Pilot a prospecting research agent for one vertical. Have it compile 3–4 personalized insights per target from public sources and past notes, then let reps edit and send. Track reply rates and time saved.
Consolidate duplicative tools. If you have separate enrichment, task routing, and engagement tools, test whether one agent layer can coordinate those steps end-to-end.
Instrument the ROI. Measure rep time saved, lead-to-opportunity conversion, and forecast accuracy deltas. If the lift isn’t clear by 90 days, pause and reassess.
A quick example
Imagine a 10-person B2B SaaS sales team. An agent monitors Salesforce and product analytics for expansion signals (new active users, feature adoption) and risk markers (login drop-offs), then recommends a tailored play: “Loop in security champion, attach SOC 2, and schedule a renewal review.”

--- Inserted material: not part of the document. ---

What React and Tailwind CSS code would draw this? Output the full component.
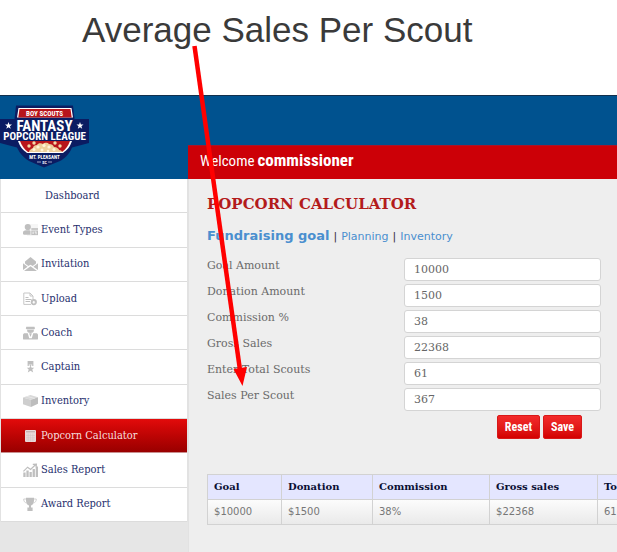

The system drafts the outreach, updates the opportunity next step, and creates a task for the SE. A manager sees a weekly digest of actions taken and exceptions needing human judgment. Over a quarter, admin time drops ~30%, and forecast slippage narrows by a week.
The bottom line
This funding round doesn’t prove product-market fit, but it does validate buyer appetite for AI that moves revenue, not just reports on it. If you’re evaluating tools like Rox, optimize for reliable integrations, transparent controls, and demonstrable time savings within one quarter. Treat “autonomy” as augmented assistance with clear human checkpoints—then scale what works.
The larger shift is underway: sales systems that quietly do the work, keep data clean, and tee up the next best action. Founders who build—or buy—toward that reality will compound advantages across pipeline quality, rep productivity, and ultimately win rates. The hype will fade, but the workflow gains will stick.